Code that builds pages:
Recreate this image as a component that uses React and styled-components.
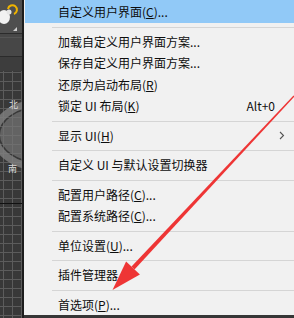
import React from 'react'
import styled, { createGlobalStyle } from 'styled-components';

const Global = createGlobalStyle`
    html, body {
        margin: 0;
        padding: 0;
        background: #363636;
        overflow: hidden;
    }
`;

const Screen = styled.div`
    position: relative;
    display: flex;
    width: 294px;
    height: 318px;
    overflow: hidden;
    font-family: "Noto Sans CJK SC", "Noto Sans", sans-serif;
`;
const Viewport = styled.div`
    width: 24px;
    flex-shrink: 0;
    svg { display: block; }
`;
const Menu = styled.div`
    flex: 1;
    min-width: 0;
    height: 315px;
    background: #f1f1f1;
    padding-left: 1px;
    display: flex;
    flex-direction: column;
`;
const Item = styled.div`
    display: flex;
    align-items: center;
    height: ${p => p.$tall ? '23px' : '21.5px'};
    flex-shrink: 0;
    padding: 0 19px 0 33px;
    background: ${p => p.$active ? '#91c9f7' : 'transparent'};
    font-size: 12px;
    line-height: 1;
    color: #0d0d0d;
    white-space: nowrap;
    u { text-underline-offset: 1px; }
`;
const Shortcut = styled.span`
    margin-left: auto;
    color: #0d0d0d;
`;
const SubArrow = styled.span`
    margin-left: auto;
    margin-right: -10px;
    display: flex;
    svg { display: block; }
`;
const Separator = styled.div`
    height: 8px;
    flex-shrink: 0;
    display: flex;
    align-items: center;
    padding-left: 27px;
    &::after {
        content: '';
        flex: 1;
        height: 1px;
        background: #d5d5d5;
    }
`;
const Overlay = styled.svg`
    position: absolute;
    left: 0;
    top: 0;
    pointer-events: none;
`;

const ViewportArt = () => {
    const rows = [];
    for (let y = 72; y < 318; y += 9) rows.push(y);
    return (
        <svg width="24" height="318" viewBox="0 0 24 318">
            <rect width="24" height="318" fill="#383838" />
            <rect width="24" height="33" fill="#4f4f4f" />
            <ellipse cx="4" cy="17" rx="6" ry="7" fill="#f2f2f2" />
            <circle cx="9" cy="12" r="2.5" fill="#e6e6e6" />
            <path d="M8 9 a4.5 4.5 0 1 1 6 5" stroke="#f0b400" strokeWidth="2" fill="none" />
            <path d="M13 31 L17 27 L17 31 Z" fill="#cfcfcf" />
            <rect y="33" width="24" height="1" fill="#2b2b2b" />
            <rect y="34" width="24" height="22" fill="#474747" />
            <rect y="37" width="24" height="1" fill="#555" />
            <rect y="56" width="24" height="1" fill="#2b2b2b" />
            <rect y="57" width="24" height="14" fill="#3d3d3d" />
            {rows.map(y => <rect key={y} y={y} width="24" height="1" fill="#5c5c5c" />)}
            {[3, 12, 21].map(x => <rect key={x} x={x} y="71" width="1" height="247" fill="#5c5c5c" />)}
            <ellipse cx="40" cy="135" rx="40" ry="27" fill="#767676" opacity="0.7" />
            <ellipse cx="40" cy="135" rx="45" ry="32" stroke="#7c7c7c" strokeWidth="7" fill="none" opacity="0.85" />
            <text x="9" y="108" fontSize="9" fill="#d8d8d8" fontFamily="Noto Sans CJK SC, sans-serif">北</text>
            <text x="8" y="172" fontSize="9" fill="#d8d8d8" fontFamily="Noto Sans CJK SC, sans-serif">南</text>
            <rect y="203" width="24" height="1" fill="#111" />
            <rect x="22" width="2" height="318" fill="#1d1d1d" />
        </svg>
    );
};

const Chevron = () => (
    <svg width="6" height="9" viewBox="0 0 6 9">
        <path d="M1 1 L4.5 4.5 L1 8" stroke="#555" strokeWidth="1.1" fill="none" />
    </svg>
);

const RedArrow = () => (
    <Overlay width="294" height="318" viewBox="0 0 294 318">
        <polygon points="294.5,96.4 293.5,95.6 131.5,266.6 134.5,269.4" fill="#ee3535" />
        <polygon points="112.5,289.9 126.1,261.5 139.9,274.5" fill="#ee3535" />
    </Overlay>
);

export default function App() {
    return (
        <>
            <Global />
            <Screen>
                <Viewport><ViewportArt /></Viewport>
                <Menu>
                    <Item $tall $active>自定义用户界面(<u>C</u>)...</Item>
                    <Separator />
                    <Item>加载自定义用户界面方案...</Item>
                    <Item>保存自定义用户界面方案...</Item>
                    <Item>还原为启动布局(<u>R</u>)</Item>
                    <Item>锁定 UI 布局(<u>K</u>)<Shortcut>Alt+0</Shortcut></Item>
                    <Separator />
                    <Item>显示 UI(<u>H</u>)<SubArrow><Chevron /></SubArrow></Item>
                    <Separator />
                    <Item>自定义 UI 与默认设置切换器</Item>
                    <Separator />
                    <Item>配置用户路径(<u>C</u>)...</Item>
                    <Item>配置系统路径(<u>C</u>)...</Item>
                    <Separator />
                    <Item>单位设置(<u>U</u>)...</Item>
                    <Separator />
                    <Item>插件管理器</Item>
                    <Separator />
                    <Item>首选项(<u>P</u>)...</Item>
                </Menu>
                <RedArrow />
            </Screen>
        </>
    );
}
...
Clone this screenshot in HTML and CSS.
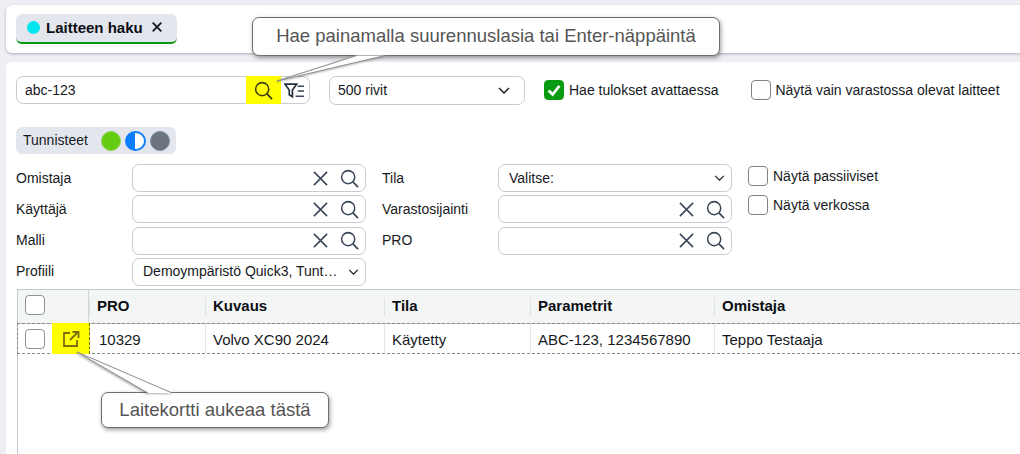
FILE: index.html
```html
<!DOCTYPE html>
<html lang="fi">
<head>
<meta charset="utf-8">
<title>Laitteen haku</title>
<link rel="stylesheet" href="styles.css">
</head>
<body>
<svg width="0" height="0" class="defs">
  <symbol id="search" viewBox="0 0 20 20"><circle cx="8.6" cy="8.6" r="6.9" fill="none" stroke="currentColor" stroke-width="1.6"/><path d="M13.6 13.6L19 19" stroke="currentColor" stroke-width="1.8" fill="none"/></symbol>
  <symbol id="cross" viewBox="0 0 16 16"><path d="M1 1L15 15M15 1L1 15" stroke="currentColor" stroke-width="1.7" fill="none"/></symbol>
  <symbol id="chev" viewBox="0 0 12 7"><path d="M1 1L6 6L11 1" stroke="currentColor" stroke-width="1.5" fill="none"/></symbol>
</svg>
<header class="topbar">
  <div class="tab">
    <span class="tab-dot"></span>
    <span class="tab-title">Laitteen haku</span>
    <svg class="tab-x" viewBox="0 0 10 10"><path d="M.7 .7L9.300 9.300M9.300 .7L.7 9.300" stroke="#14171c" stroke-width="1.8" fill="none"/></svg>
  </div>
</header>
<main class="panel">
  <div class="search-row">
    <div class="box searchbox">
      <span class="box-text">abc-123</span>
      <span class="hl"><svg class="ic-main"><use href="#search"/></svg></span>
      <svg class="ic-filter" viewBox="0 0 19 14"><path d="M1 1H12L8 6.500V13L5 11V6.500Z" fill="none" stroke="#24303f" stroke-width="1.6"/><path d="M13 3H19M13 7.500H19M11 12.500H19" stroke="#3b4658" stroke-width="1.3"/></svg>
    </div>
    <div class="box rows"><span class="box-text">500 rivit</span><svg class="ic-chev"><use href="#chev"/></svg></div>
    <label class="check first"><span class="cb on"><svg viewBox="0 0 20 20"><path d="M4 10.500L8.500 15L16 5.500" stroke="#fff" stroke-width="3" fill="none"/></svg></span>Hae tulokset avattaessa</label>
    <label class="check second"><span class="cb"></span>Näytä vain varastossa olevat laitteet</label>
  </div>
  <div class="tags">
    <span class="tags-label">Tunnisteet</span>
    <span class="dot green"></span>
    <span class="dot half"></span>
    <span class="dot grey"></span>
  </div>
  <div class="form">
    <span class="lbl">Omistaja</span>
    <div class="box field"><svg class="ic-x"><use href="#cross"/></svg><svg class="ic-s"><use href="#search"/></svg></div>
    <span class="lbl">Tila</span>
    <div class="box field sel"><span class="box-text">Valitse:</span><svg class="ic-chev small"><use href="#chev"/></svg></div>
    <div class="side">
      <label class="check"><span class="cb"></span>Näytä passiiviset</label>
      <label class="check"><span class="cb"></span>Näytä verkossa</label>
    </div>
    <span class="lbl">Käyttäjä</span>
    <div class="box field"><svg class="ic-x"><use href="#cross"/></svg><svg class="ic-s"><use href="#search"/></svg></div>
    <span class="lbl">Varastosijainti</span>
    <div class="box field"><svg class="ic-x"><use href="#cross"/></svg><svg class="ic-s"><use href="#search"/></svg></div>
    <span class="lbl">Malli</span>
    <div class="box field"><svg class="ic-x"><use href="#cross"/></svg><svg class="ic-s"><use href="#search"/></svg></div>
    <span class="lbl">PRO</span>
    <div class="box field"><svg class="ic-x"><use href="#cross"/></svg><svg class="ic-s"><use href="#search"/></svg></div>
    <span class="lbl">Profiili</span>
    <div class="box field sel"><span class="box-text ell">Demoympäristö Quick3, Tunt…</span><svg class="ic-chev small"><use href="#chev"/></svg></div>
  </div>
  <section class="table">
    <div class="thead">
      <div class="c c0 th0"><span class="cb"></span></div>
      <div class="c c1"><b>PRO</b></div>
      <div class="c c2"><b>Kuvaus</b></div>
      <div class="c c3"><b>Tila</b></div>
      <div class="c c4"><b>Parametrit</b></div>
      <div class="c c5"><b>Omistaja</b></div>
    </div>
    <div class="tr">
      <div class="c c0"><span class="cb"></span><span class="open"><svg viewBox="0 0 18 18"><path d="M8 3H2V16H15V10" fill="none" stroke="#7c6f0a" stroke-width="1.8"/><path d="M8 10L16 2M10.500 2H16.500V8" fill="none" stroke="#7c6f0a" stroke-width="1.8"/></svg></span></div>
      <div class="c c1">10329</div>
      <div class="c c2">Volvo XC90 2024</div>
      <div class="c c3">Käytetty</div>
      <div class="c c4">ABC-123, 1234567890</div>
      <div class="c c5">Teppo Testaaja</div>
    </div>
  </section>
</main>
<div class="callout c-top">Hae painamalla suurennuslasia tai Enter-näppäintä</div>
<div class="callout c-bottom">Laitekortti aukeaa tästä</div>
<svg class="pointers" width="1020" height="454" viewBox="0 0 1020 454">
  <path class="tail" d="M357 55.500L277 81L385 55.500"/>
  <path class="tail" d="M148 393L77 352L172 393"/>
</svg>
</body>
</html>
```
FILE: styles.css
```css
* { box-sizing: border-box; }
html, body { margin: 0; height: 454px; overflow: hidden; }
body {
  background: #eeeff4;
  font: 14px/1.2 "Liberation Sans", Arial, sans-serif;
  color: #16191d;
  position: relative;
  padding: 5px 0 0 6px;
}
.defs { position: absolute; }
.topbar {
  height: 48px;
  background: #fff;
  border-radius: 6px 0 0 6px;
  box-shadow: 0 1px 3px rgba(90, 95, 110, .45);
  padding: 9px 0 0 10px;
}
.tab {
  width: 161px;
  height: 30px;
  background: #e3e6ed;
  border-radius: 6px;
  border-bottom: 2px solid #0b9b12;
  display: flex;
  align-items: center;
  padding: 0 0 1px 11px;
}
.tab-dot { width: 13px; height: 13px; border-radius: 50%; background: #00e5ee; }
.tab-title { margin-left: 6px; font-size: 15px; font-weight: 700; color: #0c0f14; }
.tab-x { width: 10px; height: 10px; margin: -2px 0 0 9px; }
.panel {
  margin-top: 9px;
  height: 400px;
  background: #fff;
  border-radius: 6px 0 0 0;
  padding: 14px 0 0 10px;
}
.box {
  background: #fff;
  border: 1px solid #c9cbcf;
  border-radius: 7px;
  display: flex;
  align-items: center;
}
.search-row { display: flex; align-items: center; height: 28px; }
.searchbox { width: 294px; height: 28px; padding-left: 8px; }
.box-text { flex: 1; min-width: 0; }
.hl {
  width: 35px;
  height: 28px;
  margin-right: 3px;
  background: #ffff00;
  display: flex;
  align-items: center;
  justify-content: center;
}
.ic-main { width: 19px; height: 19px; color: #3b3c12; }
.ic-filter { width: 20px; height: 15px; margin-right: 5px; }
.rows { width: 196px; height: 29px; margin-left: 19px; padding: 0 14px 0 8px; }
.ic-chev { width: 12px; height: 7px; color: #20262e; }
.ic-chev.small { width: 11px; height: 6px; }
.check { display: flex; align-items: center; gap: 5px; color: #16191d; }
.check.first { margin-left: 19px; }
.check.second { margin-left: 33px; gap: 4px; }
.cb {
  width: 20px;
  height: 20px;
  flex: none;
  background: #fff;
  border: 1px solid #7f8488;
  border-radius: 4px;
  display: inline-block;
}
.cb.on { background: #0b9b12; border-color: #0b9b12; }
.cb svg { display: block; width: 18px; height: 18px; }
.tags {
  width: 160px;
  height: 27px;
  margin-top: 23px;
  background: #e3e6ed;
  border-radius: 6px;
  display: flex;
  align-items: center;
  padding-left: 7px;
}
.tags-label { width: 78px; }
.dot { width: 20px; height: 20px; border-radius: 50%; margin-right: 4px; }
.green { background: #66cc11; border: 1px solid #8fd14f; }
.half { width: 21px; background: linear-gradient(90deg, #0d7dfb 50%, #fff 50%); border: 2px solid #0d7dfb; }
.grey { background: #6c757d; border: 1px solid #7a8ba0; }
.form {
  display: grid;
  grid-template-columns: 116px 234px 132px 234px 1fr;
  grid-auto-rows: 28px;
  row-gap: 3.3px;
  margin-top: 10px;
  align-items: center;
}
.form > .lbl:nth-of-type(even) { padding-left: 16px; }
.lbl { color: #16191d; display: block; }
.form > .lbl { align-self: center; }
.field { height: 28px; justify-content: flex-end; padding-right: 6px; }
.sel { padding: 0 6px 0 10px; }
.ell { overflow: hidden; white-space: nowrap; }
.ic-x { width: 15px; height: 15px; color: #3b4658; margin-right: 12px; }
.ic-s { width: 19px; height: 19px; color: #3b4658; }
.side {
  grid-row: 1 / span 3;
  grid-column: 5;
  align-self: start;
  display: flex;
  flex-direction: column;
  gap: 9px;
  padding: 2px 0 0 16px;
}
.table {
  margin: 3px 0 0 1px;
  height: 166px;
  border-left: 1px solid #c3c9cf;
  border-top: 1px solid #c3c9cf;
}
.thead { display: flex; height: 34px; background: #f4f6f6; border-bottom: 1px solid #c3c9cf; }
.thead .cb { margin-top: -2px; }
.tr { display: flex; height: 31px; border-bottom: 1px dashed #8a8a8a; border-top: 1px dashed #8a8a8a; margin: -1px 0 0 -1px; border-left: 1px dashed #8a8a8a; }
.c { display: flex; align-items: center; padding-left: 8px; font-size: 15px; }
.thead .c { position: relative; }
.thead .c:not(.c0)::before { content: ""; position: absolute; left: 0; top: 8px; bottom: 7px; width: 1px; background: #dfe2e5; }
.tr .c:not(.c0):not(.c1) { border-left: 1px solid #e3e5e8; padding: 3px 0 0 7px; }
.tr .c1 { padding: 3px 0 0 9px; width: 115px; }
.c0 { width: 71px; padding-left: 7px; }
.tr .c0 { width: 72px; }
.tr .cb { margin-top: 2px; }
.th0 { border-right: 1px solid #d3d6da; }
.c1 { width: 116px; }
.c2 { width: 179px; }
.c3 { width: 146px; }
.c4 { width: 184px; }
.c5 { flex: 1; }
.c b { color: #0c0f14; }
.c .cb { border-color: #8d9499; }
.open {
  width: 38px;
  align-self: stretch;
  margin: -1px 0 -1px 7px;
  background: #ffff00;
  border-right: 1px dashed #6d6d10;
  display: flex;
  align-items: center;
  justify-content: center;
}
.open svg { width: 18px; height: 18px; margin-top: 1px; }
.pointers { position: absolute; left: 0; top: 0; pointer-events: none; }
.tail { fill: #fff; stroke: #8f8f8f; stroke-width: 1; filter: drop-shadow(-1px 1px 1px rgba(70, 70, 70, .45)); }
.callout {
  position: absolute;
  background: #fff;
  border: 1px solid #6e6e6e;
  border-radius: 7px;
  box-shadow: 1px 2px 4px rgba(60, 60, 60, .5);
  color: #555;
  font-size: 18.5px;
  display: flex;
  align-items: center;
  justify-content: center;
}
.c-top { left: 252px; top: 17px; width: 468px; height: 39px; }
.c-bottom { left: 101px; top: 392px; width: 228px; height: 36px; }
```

#### Task directions:
Point out every line holding the string "this" and copy it.

#### Exercise output:
Recreate this image as a component that uses React and styled-components.
Clone this screenshot in HTML and CSS.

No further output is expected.